In her final Prize Day report in 1985, Miss Mackie spoke of the changes that lay ahead; GCE was giving place to the new GCSE examination; there would be increasing demand for Craft Design and Technology courses and extra accommodation would be required. Mrs. Valerie France BA (Oxon) FRGS (later Lady France) took over as Headmistress in September 1986 and, with the introduction of new courses into the School, there was a need for extension of space and facilities.

The new CDT Centre was formally opened in May 1992 and the Headmistress then asked the Governors to turn their attention to reviewing other space requirements to take account of the demands of the National Curriculum. The 94- seat Lecture Theatre and Sixth Form lakeside Common Room and study area were developed, major changes made to the Library, and the Main Hall transformed into a flexible theatre area. Two new laboratories, a Media Resources room, a recording studio, a larger staff work area and extra storage space were also added. From 1993 a further phase of work began with the building of a new multi-purpose hall constructed in the open area of the top floor which was formerly a paved garden.

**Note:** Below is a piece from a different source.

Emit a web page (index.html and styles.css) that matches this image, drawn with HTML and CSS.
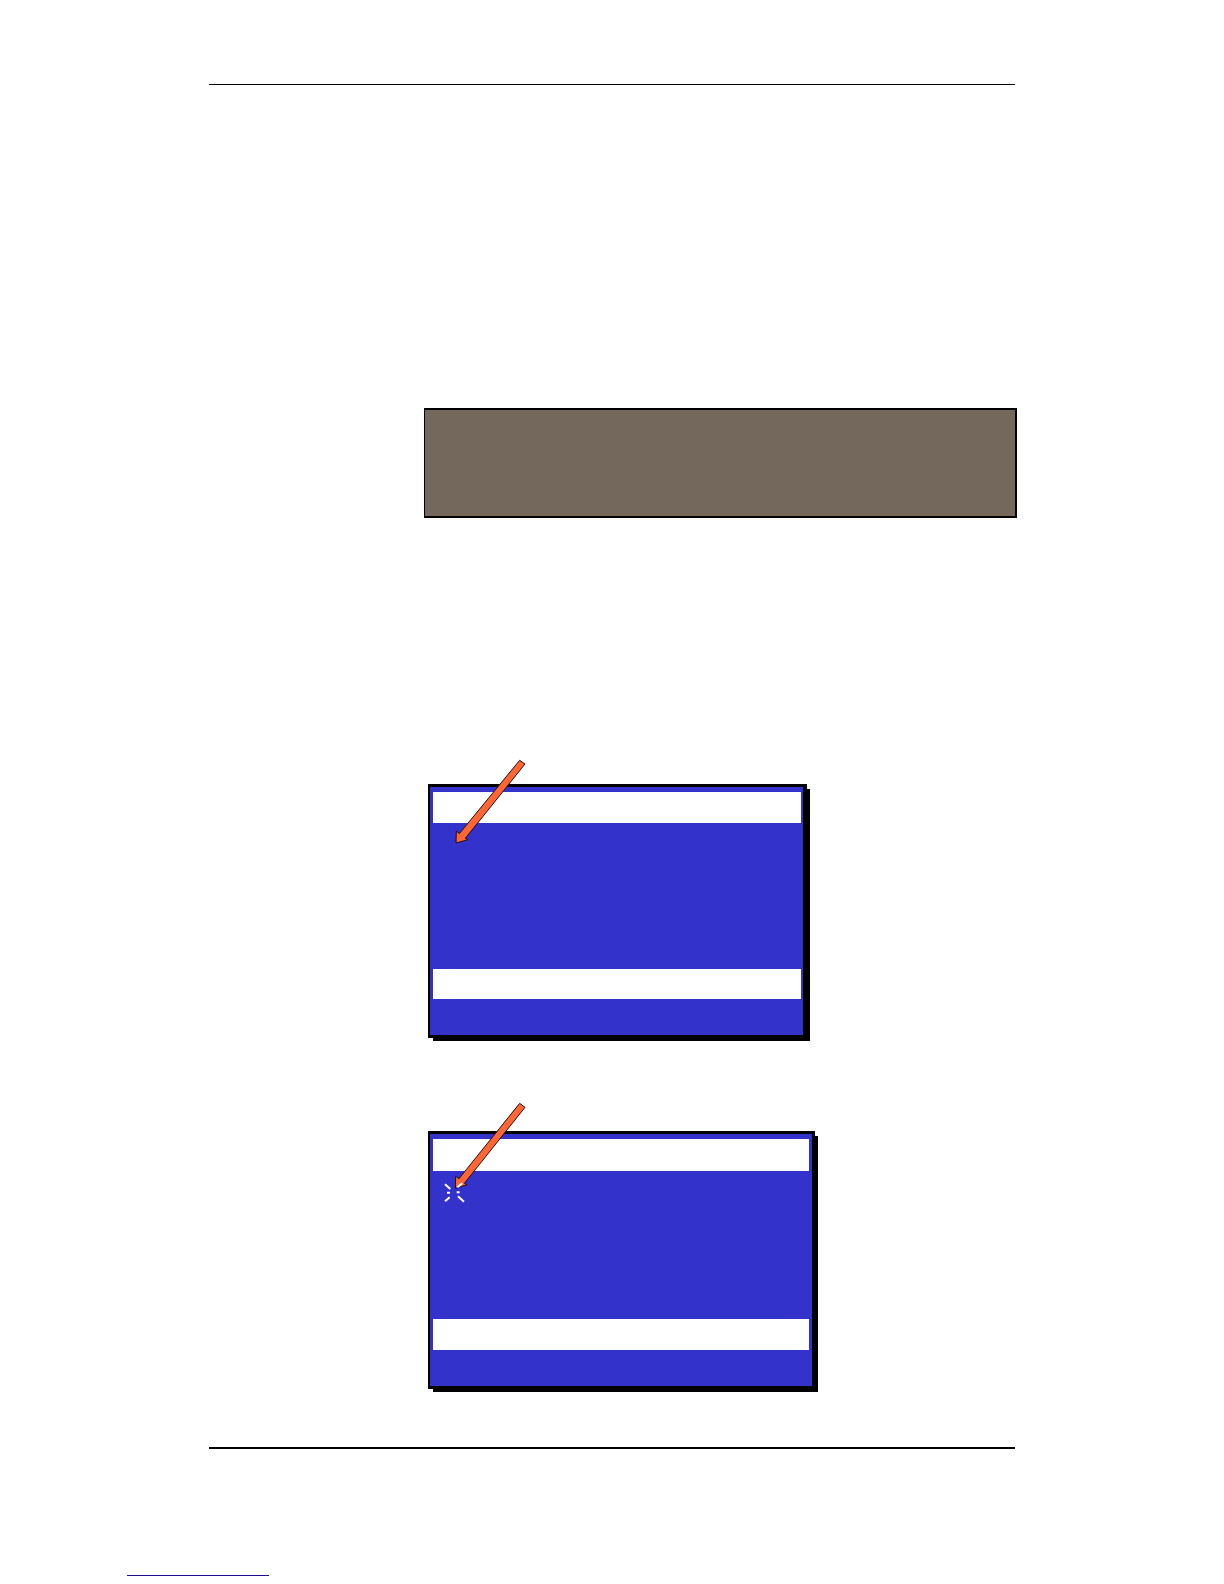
FILE: index.html
```html
<!DOCTYPE html>
<html lang="en">
<head>
<meta charset="utf-8">
<meta name="viewport" content="width=device-width, initial-scale=1">
<title>Display screens</title>
<link rel="stylesheet" href="styles.css">
</head>
<body>
<div class="page">
  <header class="page-header"></header>
  <main class="content">
    <section class="notice"></section>
    <figure class="screen screen-steady">
      <div class="panel">
        <div class="bar bar-top"></div>
        <div class="display"></div>
        <div class="bar bar-bottom"></div>
      </div>
      <svg class="pointer" width="130" height="120" viewBox="0 0 390 360" aria-hidden="true">
        <path class="arrow" d="M299 31 L315 42 L136 265 L144 269 L108 279 L109 243 L118 251 Z"/>
      </svg>
    </figure>
    <figure class="screen screen-flashing">
      <div class="panel">
        <div class="bar bar-top"></div>
        <div class="display"></div>
        <div class="bar bar-bottom"></div>
      </div>
      <svg class="pointer" width="130" height="120" viewBox="0 0 390 360" aria-hidden="true">
        <path class="arrow" d="M299 25 L315 37 L133 265 L141 269 L106 280 L107 244 L117 251 Z"/>
        <path class="flash" d="M75 268 L91 282 M81 293 H90 M75 319 L89 307 M112 277 L127 265 M110 292 H119 M114 304 L132 320"/>
      </svg>
    </figure>
  </main>
  <footer class="page-footer"></footer>
</div>
<div class="bottom-rule"></div>
</body>
</html>
```
FILE: styles.css
```css
* {
  box-sizing: border-box;
}

body {
  margin: 0;
  background: #fff;
  font-family: "Liberation Sans", Arial, sans-serif;
}

.page {
  padding: 84px 209px 0;
}

.page-header {
  border-top: 1px solid #000;
}

.content {
  padding: 323px 0 58px 215px;
}

.notice {
  height: 110px;
  margin-right: -2px;
  border: 2px solid #000;
  border-left-width: 1px;
  background: #73685b;
}

.screen {
  position: relative;
  margin: 0 0 0 4px;
}

.screen-steady {
  max-width: 379px;
  margin-top: 266px;
}

.screen-flashing {
  max-width: 387px;
  margin-top: 93px;
}

.panel {
  padding: 5px 3px 36px;
  border: 3px solid #000;
  border-left-width: 2px;
  background: #3333cc;
  box-shadow: 4px 4px 0 -1px #000;
}

.screen-steady .panel {
  padding-right: 2px;
  border-right-width: 4px;
}

.bar {
  height: 31px;
  background: #fff;
}

.screen-steady .bar-bottom {
  height: 30px;
}

.screen-flashing .bar-top {
  height: 32px;
}

.display {
  height: 146px;
}

.screen-flashing .display {
  height: 148px;
}

.pointer {
  position: absolute;
  top: -34px;
  left: -8px;
}

.screen-flashing .pointer {
  top: -36px;
}

.arrow {
  fill: #ff6633;
  stroke: #201010;
  stroke-width: 3;
}

.flash {
  fill: none;
  stroke: #fff;
  stroke-width: 6;
}

.page-footer {
  border-top: 2px solid #000;
}

.bottom-rule {
  width: 142px;
  margin: 126px 0 8px 127px;
  border-top: 1px solid #1a0d91;
}
```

This was a great time of creative activity in the School led by the Music and Art departments and further fostered by the new proximity of the City of London School, which had moved into fine new buildings in 1986. School trips were plentiful and pupil exchanges were soon under way with schools in several European countries. The School’s charity group, Mission, had become well established. In 1994 the School celebrated its Centenary Year with a range of exciting events, culminating in a visit by Her Majesty Queen Elizabeth II to open the new multi-purpose hall and plant a magnolia tree in the sunken garden, as a permanent reminder of her visit.

The above is a précis of ‘Daughters of the City’ a history of the School written by Joan Carden, Jean Cardy, Rosemary Hamilton, Pat Bawden and Anne Savage published around the time of the School’s centenary.

POSTSCRIPT
Lady France retired in 1994 and Dr. Yvonne Burne took over the School in 1995 after seven years as Headmistress of St Helen’s Northwood. With the increasingly expanding electronic world, she remained a firm pillar, committed to reinforcing the endless options available to students. Under her leadership, City hosted the first Women in Leadership Conference and the Breaking Moulds Conference. She was also committed to expanding the School’s outreach work. City was one of the founding schools in the East London Consortium group, and currently hosts a series of Saturday Schools for less privileged girls from neighbouring boroughs. Dr Burne was awarded the OBE in the 2008 Queen’s Birthday Honours List for her commitment to education. Following Dr Burne’s retirement in 2007, Miss Diana Vernon became Headmistress after seven years as Headmistress of Woldingham School, Surrey.